• EXERCISE MATERIALS:
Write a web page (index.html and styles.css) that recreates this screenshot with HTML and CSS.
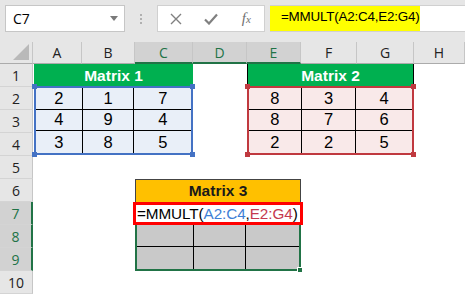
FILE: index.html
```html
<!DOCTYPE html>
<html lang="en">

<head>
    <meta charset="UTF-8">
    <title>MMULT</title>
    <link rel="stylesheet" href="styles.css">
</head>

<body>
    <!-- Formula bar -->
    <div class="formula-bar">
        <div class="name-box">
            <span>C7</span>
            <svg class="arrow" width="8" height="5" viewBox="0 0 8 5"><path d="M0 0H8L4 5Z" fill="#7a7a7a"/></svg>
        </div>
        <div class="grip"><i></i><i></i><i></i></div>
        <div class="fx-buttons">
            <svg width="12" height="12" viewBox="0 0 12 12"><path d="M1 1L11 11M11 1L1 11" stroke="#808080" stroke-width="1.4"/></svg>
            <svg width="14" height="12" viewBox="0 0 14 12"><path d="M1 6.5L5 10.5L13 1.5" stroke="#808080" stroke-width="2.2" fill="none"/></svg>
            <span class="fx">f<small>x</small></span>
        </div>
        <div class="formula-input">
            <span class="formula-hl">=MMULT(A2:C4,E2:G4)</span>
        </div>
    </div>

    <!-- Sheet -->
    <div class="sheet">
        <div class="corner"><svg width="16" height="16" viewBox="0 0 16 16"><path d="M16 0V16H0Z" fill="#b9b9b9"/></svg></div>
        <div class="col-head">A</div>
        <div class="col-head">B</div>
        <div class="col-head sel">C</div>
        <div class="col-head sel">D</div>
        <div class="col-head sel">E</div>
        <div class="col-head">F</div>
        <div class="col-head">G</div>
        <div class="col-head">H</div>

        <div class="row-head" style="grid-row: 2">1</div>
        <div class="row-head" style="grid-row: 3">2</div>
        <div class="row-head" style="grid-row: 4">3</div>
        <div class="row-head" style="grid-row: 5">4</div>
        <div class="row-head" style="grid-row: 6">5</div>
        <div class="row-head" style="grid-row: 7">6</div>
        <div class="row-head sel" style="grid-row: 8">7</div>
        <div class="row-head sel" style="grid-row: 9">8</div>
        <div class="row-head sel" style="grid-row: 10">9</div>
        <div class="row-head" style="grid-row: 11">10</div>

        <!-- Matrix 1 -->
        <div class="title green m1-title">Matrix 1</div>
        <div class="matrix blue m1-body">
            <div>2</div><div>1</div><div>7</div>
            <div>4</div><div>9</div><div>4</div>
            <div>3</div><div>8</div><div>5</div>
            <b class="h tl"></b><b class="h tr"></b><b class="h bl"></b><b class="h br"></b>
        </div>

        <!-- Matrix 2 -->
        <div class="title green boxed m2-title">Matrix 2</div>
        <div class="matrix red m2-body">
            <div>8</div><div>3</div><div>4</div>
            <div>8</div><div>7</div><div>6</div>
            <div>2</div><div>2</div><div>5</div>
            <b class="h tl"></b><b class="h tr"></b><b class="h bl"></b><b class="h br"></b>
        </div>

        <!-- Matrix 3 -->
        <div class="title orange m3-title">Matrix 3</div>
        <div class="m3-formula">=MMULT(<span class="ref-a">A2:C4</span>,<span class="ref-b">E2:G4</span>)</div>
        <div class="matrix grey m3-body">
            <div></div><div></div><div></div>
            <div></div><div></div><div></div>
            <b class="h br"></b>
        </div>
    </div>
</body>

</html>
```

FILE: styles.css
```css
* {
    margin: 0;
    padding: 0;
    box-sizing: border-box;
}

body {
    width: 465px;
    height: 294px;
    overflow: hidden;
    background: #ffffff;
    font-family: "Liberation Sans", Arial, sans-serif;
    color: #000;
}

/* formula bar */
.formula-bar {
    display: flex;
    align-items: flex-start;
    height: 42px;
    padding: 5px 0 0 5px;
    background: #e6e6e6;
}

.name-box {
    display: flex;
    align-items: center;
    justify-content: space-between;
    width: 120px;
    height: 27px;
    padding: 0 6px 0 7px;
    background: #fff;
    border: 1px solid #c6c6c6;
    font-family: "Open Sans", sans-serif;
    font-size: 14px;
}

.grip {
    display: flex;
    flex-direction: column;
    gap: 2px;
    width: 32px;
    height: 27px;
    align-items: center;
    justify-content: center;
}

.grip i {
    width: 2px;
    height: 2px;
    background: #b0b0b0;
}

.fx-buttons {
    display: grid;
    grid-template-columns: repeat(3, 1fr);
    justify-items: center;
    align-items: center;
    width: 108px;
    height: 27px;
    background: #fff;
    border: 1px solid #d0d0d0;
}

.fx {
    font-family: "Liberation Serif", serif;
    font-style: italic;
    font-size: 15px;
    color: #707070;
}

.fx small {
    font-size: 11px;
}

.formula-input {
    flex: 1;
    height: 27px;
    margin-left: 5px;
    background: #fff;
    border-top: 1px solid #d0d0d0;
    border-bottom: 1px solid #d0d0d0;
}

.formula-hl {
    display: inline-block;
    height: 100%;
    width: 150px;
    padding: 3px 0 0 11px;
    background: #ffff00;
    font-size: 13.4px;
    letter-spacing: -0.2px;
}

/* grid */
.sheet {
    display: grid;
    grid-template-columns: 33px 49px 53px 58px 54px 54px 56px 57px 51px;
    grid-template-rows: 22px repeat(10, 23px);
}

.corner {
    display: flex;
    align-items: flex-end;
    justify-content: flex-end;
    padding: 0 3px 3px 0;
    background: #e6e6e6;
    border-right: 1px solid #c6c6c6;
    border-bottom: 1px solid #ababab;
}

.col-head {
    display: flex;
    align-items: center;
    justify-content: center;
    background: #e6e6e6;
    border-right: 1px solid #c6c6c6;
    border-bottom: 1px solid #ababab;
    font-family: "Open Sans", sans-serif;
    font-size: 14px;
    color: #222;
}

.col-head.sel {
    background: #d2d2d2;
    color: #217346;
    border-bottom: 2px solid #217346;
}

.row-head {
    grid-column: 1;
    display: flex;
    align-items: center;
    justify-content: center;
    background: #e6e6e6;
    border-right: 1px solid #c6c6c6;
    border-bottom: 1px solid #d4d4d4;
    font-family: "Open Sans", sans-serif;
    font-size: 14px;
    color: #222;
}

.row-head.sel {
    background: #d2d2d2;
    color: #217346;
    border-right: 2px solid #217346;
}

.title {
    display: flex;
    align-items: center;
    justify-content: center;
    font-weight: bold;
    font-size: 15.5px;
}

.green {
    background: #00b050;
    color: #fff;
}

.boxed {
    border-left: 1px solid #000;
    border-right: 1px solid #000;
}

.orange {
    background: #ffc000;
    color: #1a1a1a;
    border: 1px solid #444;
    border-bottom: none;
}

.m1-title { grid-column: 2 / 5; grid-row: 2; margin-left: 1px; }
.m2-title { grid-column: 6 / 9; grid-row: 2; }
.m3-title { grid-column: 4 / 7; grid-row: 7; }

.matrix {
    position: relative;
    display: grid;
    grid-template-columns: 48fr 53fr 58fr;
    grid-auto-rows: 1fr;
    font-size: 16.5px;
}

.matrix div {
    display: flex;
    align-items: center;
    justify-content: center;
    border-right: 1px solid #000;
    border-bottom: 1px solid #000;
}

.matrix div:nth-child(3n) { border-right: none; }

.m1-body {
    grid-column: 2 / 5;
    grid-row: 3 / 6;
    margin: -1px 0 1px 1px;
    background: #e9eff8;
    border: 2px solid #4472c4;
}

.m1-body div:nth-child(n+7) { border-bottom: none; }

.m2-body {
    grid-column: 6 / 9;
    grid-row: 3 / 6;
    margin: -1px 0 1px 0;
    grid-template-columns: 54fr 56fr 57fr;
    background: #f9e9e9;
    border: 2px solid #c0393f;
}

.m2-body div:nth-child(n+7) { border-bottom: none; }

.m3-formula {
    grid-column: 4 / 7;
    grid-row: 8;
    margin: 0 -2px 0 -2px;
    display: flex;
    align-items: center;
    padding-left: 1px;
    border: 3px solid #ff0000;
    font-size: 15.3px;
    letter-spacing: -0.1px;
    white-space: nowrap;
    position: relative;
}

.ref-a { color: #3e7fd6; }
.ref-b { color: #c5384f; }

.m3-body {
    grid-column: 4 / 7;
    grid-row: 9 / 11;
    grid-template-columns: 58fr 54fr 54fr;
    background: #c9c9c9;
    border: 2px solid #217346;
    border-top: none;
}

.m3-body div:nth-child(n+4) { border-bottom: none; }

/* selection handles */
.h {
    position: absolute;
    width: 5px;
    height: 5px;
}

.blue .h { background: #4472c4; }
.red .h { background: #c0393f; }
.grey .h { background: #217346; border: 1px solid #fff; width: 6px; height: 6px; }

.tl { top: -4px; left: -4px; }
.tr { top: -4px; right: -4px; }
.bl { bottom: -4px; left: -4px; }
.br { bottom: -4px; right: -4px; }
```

---

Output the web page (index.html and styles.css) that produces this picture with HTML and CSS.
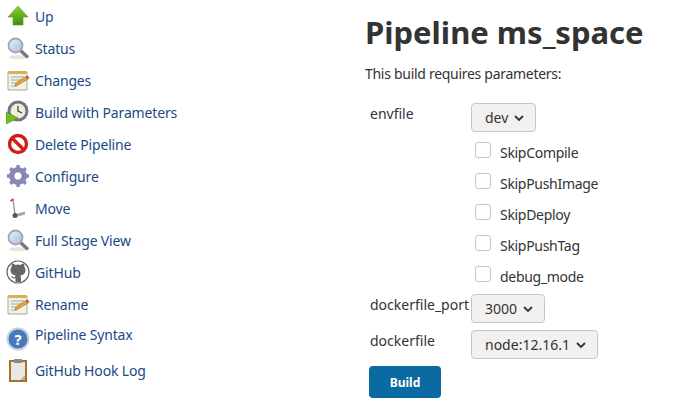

• REQUIREMENT: Each line in the listing above that contains "page" should be copied.

• RESPONSE:
Write a web page (index.html and styles.css) that recreates this screenshot with HTML and CSS.
Output the web page (index.html and styles.css) that produces this picture with HTML and CSS.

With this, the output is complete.